[GIT PULL] super updates

Christian Brauner <brauner@xxxxxxxxxx> · Thu, 24 Aug 2023 16:41:04 +0200

Hey Linus,

/* Summary */
This pull request contains the super rework that was ready for this
cycle. The first part changes the order of how we open block devices and
allocate superblocks, contains various cleanups, simplifications, and a
new mechanism to wait on superblock state changes.

This unblocks work to ultimately limit the number of writers to a block
device. Jan has already scheduled follow-up work that will be ready for
v6.7 and allows us to restrict the number of writers to a given block
device. That series builds on this work right here.

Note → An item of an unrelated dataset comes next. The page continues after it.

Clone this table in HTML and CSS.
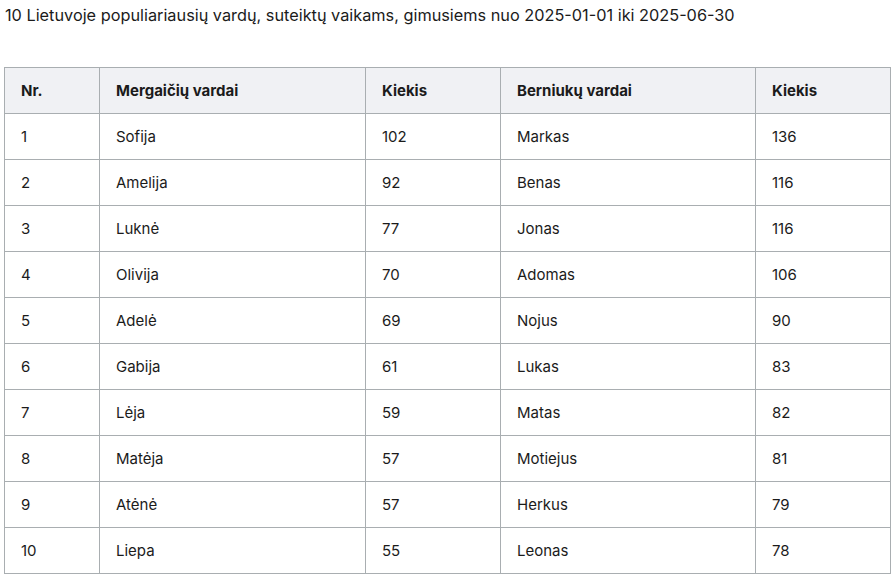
FILE: index.html
```html
<!DOCTYPE html>
<html lang="lt">
<head>
<meta charset="utf-8">
<link rel="stylesheet" href="styles.css">
</head>
<body>
<p class="title">10 Lietuvoje populiariausių vardų, suteiktų vaikams, gimusiems nuo 2025-01-01 iki 2025-06-30</p>
<table class="names">
<colgroup>
<col class="c1"><col class="c2"><col class="c3"><col class="c4"><col class="c5">
</colgroup>
<thead>
<tr><th>Nr.</th><th>Mergaičių vardai</th><th>Kiekis</th><th>Berniukų vardai</th><th>Kiekis</th></tr>
</thead>
<tbody>
<tr><td>1</td><td>Sofija</td><td>102</td><td>Markas</td><td>136</td></tr>
<tr><td>2</td><td>Amelija</td><td>92</td><td>Benas</td><td>116</td></tr>
<tr><td>3</td><td>Luknė</td><td>77</td><td>Jonas</td><td>116</td></tr>
<tr><td>4</td><td>Olivija</td><td>70</td><td>Adomas</td><td>106</td></tr>
<tr><td>5</td><td>Adelė</td><td>69</td><td>Nojus</td><td>90</td></tr>
<tr><td>6</td><td>Gabija</td><td>61</td><td>Lukas</td><td>83</td></tr>
<tr><td>7</td><td>Lėja</td><td>59</td><td>Matas</td><td>82</td></tr>
<tr><td>8</td><td>Matėja</td><td>57</td><td>Motiejus</td><td>81</td></tr>
<tr><td>9</td><td>Atėnė</td><td>57</td><td>Herkus</td><td>79</td></tr>
<tr><td>10</td><td>Liepa</td><td>55</td><td>Leonas</td><td>78</td></tr>
</tbody>
</table>
</body>
</html>
```
FILE: styles.css
```css
html, body {
  margin: 0;
  background: #ffffff;
}
body {
  padding: 0 2px 0 4px;
  font-family: "Inter", "Noto Sans", sans-serif;
  color: #1b1b1b;
}
.title {
  margin: 0;
  padding: 3px 0 0 1px;
  font-size: 16.3px;
  line-height: 24px;
}
.names {
  margin-top: 40px;
  border-collapse: collapse;
  width: 886px;
  font-size: 15px;
  table-layout: fixed;
}
.c1 { width: 95px; }
.c2 { width: 266px; }
.c3 { width: 135px; }
.c4 { width: 255px; }
.c5 { width: 135px; }
.names th,
.names td {
  border: 1px solid #a9aeb1;
  padding: 0 16px;
  height: 45px;
  text-align: left;
  vertical-align: middle;
  line-height: 22px;
}
.names th {
  background: #f0f1f4;
  font-weight: 700;
}
```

The second part contains filesystem freezing updates.

Tree Organization
=================

The filesystem freezing work was done by Darrick and he provided me with
two tags to pull from. So this pull request right here contains two
subtrees. The generic superblock changes are first. The two filesystem
freezing related tags are merged into it:

* The 'vfs-6.6-merge-2' tag brings in the generic filesystem freezing
  changes. Resulting merge conflicts have been resolved.

* The 'vfs-6.6-merge-3' brings in the xfs changes that make use of the
  new filesystem freezing changes.

Should you decide to not pull this then Darrick can provide you with the
two tags for the filesystem freezing changes separately.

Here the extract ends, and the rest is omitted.